Both men were in Russia for a summit of the Commonwealth of Independent States.

They pledged to maintain a fragile 1994 cease-fire, which ended six years of fighting that left 35,000 dead, and to work for peace within the framework of the ad hoc Minsk group of the Organization for Security and Cooperation in Europe, a panel sponsored by the United States, France and Russia.

The election of Kocharyan, a Karabakh native who as Armenian prime minister helped force out President Levon Ter-Petrosyan for making too many concessions to Azerbaijan, was seen by diplomats as a possible setback for the peace process.

But he was quoted as saying Tuesday that both sides were ready to negotiate an end to the whole conflict not just the "armed conflict," as it appeared in their written statement.
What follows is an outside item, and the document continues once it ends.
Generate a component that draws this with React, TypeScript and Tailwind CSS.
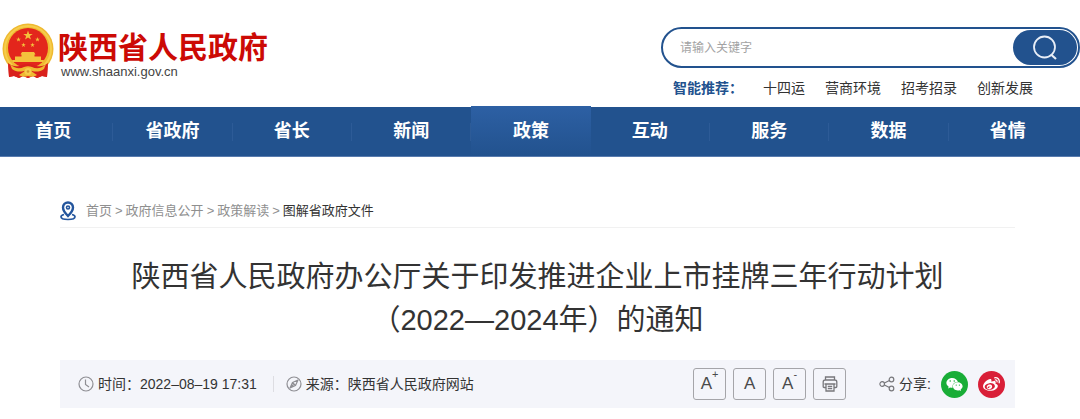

No details were given of where concrete progress might be made. Aliyev was quoted as saying they had covered a broad range of issues in "fruitful" discussions lasting an hour and a half.

Under Soviet rule in 1988, majority ethnic Armenians in the mountainous Azeri region of Nagorny Karabakh demanded that administration of the area be transferred to Armenia.

Aliyev has offered the region broad autonomy within Azerbaijan. Kocharyan has flatly ruled out recognizing Azeri sovereignty over Karabakh.